Pertemuan dengan teman baik, Sri Murniati, asal Jakarta, Al-Mustaqeem al Radhi asal Kuala Lumpur dan Yatno Ladiqi asal Surabaya menyempurnakan rasa teduh itu. Secara kebetulan, Mas Ray, asal Medan turut bergabung memeriahkan suasana menjelang sore itu. Obrolan pun memecah kebekuan, seraya mencomot banyak isu dan tema. Setiap orang mencetuskan gagasan, yang lain pun menanggapi. Perbincangan itu membuat saya belajar mendengar (listening), yang kata Willard Spiegelman dalam Seven Pleasures: Essays on Ordinary Happiness mendengarkan itu mendatangkan kebahagiaan.

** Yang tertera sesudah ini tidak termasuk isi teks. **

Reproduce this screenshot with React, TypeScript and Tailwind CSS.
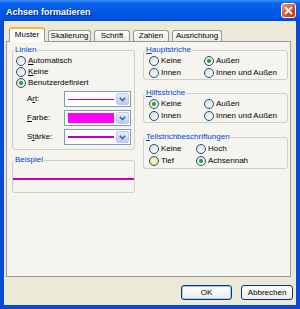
import React from 'react'

const FONT = { fontFamily: '"Liberation Sans", Arial, sans-serif' }

function Radio({ checked, hover }: { checked?: boolean; hover?: boolean }) {
  return (
    <span
      className={`w-[10px] h-[10px] rounded-full border flex items-center justify-center shrink-0 ${
        hover
          ? 'border-[#1C5180] bg-[radial-gradient(circle,#FDF3C4_30%,#F5C94F_100%)]'
          : 'border-[#1C5180] bg-[linear-gradient(135deg,#DCDBD5,#FFFFFF)]'
      }`}
    >
      {checked && <span className="w-[4px] h-[4px] rounded-full bg-[#21A121]" />}
    </span>
  )
}

function Option({ label, checked, hover, h = 'h-[12px]' }: { label: React.ReactNode; checked?: boolean; hover?: boolean; h?: string }) {
  return (
    <div className={`${h} flex items-center gap-[2px] whitespace-nowrap`}>
      <Radio checked={checked} hover={hover} />
      <span className="text-black">{label}</span>
    </div>
  )
}

function Group({ label, className, children }: { label: React.ReactNode; className: string; children?: React.ReactNode }) {
  return (
    <div className={`relative border border-[#D0D0BF] rounded-[3px] ${className}`}>
      <span className="absolute -top-[6px] left-[1px] px-[1px] bg-[#F5F4EF] text-[#0046D5] leading-[10px] whitespace-nowrap">
        {label}
      </span>
      {children}
    </div>
  )
}

function Combo({ children }: { children: React.ReactNode }) {
  return (
    <div className="w-[67px] h-[16px] border border-[#7F9DB9] bg-white flex items-center p-[1px]">
      <div className="flex-1 h-full flex items-center px-[2px]">{children}</div>
      <div className="w-[13px] h-full rounded-[2px] bg-[linear-gradient(to_bottom,#E6EEFF,#B9CCF7)] border border-[#B9CAF3] flex items-center justify-center">
        <svg width="7" height="5" viewBox="0 0 7 5">
          <path d="M0.8 0.8 L3.5 3.6 L6.2 0.8" fill="none" stroke="#4D6185" strokeWidth="1.5" />
        </svg>
      </div>
    </div>
  )
}

const TABS = [
  { label: 'Skalierung', w: 'w-[43px]' },
  { label: 'Schrift',    w: 'w-[36px]' },
  { label: 'Zahlen',     w: 'w-[36px]' },
  { label: 'Ausrichtung', w: 'w-[50px]' },
]

export default function App() {
  return (
    <div className="w-[300px] h-[309px] flex flex-col bg-[#0A4BD6] text-[8px] leading-[10px] select-none" style={FONT}>
      {/* Title bar */}
      <div className="h-[21px] shrink-0 flex items-center pl-[6px] pr-[4px] bg-[linear-gradient(to_bottom,#3C8EF7_0%,#0A62EA_15%,#0058E6_50%,#0054E3_85%,#0449D2_100%)]">
        <span className="flex-1 text-white font-bold text-[9px] leading-[12px] pt-[2px] [text-shadow:1px_1px_0_#0A1E8C]">
          Achsen formatieren
        </span>
        <div className="w-[15px] h-[15px] rounded-[3px] border border-white bg-[linear-gradient(135deg,#F39478,#DF4B24_60%,#C43A18)] flex items-center justify-center">
          <svg width="9" height="9" viewBox="0 0 9 9">
            <path d="M1.5 1.5 L7.5 7.5 M7.5 1.5 L1.5 7.5" stroke="white" strokeWidth="1.8" strokeLinecap="round" />
          </svg>
        </div>
      </div>

      {/* Body */}
      <div className="flex-1 mx-[4px] mb-[4px] bg-[#ECE9D8] flex flex-col">
        {/* Tabs */}
        <div className="mt-[6px] h-[15px] pl-[5px] flex items-end gap-[3px] relative z-10">
          <div className="w-[36px] h-[15px] bg-[#FCFCFE] border-x border-[#919B9C] rounded-t-[3px] border-t-[2px] border-t-[#F8B636] flex items-center justify-center pb-[1px]">
            Muster
          </div>
          {TABS.map(t => (
            <div
              key={t.label}
              className={`${t.w} h-[11px] mb-[1px] border border-b-0 border-[#919B9C] rounded-t-[3px] bg-[linear-gradient(to_bottom,#FFFFFF,#ECEBE6)] flex items-center justify-center whitespace-nowrap`}
            >
              {t.label}
            </div>
          ))}
        </div>

        {/* Panel */}
        <div className="-mt-[1px] ml-[2px] w-[285px] h-[236px] border border-[#919B9C] bg-[#F5F4EF] flex gap-[8px] pl-[5px] pt-[8px]">
          {/* Left column */}
          <div className="w-[123px] flex flex-col">
            <Group label="Linien" className="h-[100px] pl-[3px] pt-[4px]">
              <Option h="h-[11px]" label={<><u>A</u>utomatisch</>} />
              <Option h="h-[11px]" label={<><u>K</u>eine</>} />
              <Option h="h-[11px]" checked label="Benutzerdefiniert" />
              <div className="mt-[3px] flex flex-col gap-[3px]">
                <div className="h-[16px] flex items-center pl-[11px]">
                  <span className="w-[37px]">A<u>r</u>t:</span>
                  <Combo><div className="w-full h-[1px] bg-[#C000C0]" /></Combo>
                </div>
                <div className="h-[16px] flex items-center pl-[11px]">
                  <span className="w-[37px]"><u>F</u>arbe:</span>
                  <Combo><div className="w-full h-[10px] bg-[#FF00FF]" /></Combo>
                </div>
                <div className="h-[16px] flex items-center pl-[11px]">
                  <span className="w-[37px]">S<u>t</u>ärke:</span>
                  <Combo><div className="w-full h-[2px] bg-[#C000C0]" /></Combo>
                </div>
              </div>
            </Group>

            <Group label="Beispiel" className="mt-[10px] h-[33px]">
              <div className="mt-[17px] h-[2px] bg-[#C400C4]" />
            </Group>
          </div>

          {/* Right column */}
          <div className="w-[145px] flex flex-col">
            <Group label={<><u>H</u>auptstriche</>} className="h-[30px] pl-[5px] pt-[4px]">
              <div className="grid grid-cols-[55px_1fr]">
                <Option label="Keine" />
                <Option checked label="Außen" />
                <Option label="Innen" />
                <Option label="Innen und Außen" />
              </div>
            </Group>

            <Group label={<><u>H</u>ilfsstriche</>} className="mt-[13px] h-[30px] pl-[5px] pt-[4px]">
              <div className="grid grid-cols-[55px_1fr]">
                <Option checked label="Keine" />
                <Option label="Außen" />
                <Option label="Innen" />
                <Option label="Innen und Außen" />
              </div>
            </Group>

            <Group label={<><u>T</u>eilstrichbeschriftungen</>} className="mt-[14px] h-[32px] pl-[5px] pt-[5px]">
              <div className="grid grid-cols-[47px_1fr]">
                <Option label="Keine" />
                <Option label="Hoch" />
                <Option hover label="Tief" />
                <Option checked label="Achsennah" />
              </div>
            </Group>
          </div>
        </div>

        {/* Buttons */}
        <div className="mt-[8px] flex justify-end gap-[9px] pr-[3px]">
          <button className="w-[51px] h-[15px] rounded-[3px] border border-[#003C74] bg-[linear-gradient(to_bottom,#FFFFFF,#ECEBE6)] shadow-[inset_0_0_0_1px_#A7C3F3] flex items-center justify-center">
            OK
          </button>
          <button className="w-[52px] h-[15px] rounded-[3px] border border-[#003C74] bg-[linear-gradient(to_bottom,#FFFFFF,#ECEBE6)] flex items-center justify-center">
            Abbrechen
          </button>
        </div>
      </div>
    </div>
  )
}
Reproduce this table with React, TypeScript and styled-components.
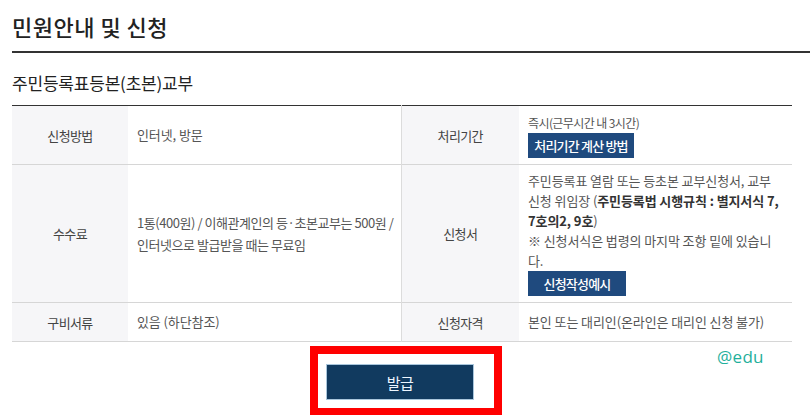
import React from 'react'
import styled, { createGlobalStyle } from 'styled-components'

const GlobalStyle = createGlobalStyle`
  html, body { margin: 0; padding: 0; background: #fff; }
  body { font-family: "Noto Sans CJK KR", "Noto Sans", sans-serif; color: #444; }
`

const Page = styled.div`
  position: relative;
  width: 810px;
  height: 415px;
  overflow: hidden;
  padding-left: 12px;
  box-sizing: border-box;
`

const PageTitle = styled.h1`
  margin: 0;
  padding: 11px 0 10px;
  font-size: 22px;
  line-height: 30px;
  font-weight: 500;
  letter-spacing: 0.5px;
  color: #222;
  border-bottom: 2px solid #333;
`

const SubTitle = styled.h2`
  margin: 18px 0 10px;
  font-size: 17px;
  line-height: 24px;
  font-weight: 400;
  letter-spacing: -0.2px;
  color: #222;
`

const InfoTable = styled.table`
  width: 780px;
  border-collapse: collapse;
  table-layout: fixed;
  border-top: 1px solid #333;
  border-bottom: 1px solid #333;
`

const Row = styled.tr<{ $h: number }>`
  height: ${p => p.$h}px;
  border-bottom: 1px solid #d6d6d6;
`

const Label = styled.th`
  background: #f6f6f8;
  text-align: center;
  font-size: 13px;
  font-weight: 400;
  letter-spacing: -0.6px;
  color: #444;
  padding: 0;
`

const Value = styled.td<{ $divider?: boolean; $lh?: number; $ls?: number }>`
  padding: 0 9px;
  font-size: 13px;
  line-height: ${p => p.$lh ?? 20}px;
  letter-spacing: ${p => p.$ls ?? -0.1}px;
  white-space: nowrap;
  color: #555;
  vertical-align: middle;
  border-right: ${p => (p.$divider ? '1px solid #dcdcdc' : 'none')};
`

const SmallNote = styled.span`
  font-size: 12px;
  letter-spacing: -0.6px;
`

const Strong = styled.b`
  font-weight: 700;
  color: #333;
`

const SmallButton = styled.span<{ $w: number }>`
  display: inline-block;
  width: ${p => p.$w}px;
  height: 25px;
  line-height: 25px;
  text-align: center;
  background: #1f4a7e;
  color: #fff;
  font-size: 13px;
  font-weight: 500;
  letter-spacing: -0.8px;
  vertical-align: top;
`

const Footer = styled.div`
  width: 780px;
  display: flex;
  justify-content: center;
  padding-top: 4px;
`

const Highlight = styled.div`
  margin-left: 8px;
  border: 8px solid #ff0000;
  padding: 10px 20px 8px 8px;
`

const IssueButton = styled.button`
  display: block;
  width: 148px;
  height: 36px;
  border: 1px solid #a9c6dc;
  background: #113a5f;
  color: #eef6ff;
  font-family: inherit;
  font-size: 15px;
  letter-spacing: -0.5px;
  cursor: pointer;
`

const Watermark = styled.span`
  position: absolute;
  left: 717px;
  top: 345px;
  font-family: "Open Sans", "Noto Sans", sans-serif;
  font-size: 17px;
  letter-spacing: 0.3px;
  color: #1fb09c;
`

export default function App() {
  return (
    <Page>
      <GlobalStyle />
      <PageTitle>민원안내 및 신청</PageTitle>
      <SubTitle>주민등록표등본(초본)교부</SubTitle>
      <InfoTable>
        <colgroup>
          <col style={{ width: 116 }} />
          <col style={{ width: 273 }} />
          <col style={{ width: 118 }} />
          <col style={{ width: 273 }} />
        </colgroup>
        <tbody>
          <Row $h={59}>
            <Label>신청방법</Label>
            <Value $divider>인터넷, 방문</Value>
            <Label>처리기간</Label>
            <Value>
              <SmallNote>즉시(근무시간 내 3시간)</SmallNote>
              <br />
              <SmallButton $w={106}>처리기간 계산 방법</SmallButton>
            </Value>
          </Row>
          <Row $h={138}>
            <Label>수수료</Label>
            <Value $divider $lh={22} $ls={-0.45}>
              1통(400원) / 이해관계인의 등·초본교부는 500원 /
              <br />
              인터넷으로 발급받을 때는 무료임
            </Value>
            <Label>신청서</Label>
            <Value>
              주민등록표 열람 또는 등초본 교부신청서, 교부
              <br />
              신청 위임장 (<Strong>주민등록법 시행규칙 : 별지서식 7,</Strong>
              <br />
              <Strong>7호의2, 9호</Strong>)
              <br />
              ※ 신청서식은 법령의 마지막 조항 밑에 있습니
              <br />
              다.
              <br />
              <SmallButton $w={98}>신청작성예시</SmallButton>
            </Value>
          </Row>
          <Row $h={39}>
            <Label>구비서류</Label>
            <Value $divider>있음 (하단참조)</Value>
            <Label>신청자격</Label>
            <Value>본인 또는 대리인(온라인은 대리인 신청 불가)</Value>
          </Row>
        </tbody>
      </InfoTable>
      <Footer>
        <Highlight>
          <IssueButton>발급</IssueButton>
        </Highlight>
      </Footer>
      <Watermark>@edu</Watermark>
    </Page>
  )
}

Minuman itu mengandung es, sementara bolpoin adalah hadiah dari penginapan dan buku itu merupakan pemberiaan dua kawan baik, sebagaimana tertulis di pojok kiri bawah. Tak hanya buku itu, Mustaqeem juga memberi buku berjudul Liberalisme: Esei-Esei Terpilih F.A. Hayek. Tapi, apakah percakapan akan juga menyodorkan hal-hal berat sebagaimana dibuku? Mungkin, tapi bahasanya mungkin lebih cair. Saya rasa mengerutkan dahi di siang hari hanya akan menambah muka kita kusut. Lelucon dan humor pun bermunculan.
Siapa pun yang datang ke kantin itu akan merasakan suasana nyaman. Di sana, kita bisa berlama-lama karena tidak hanya menyemai pertemanan, tetapi juga menikmati suasana kampus yang riang. Pengunjung berdatangan dan tak satu pun di antara mereka menunjukkan wajah kusut dan muram . Satu hal lagi, harga minuman tak mahal, meskipun pelayanan sangat memuaskan. Dalam seminggu itu, saya sudah dua kali mereguk udara di kantin itu. Kerinduan pun muncul lagi. Mungkinkah ini lahir karena saya akan pulang? Ah, hidup itu memang selalu begitu, kita merasa kehilangan setelah kita hendak meninggalkan.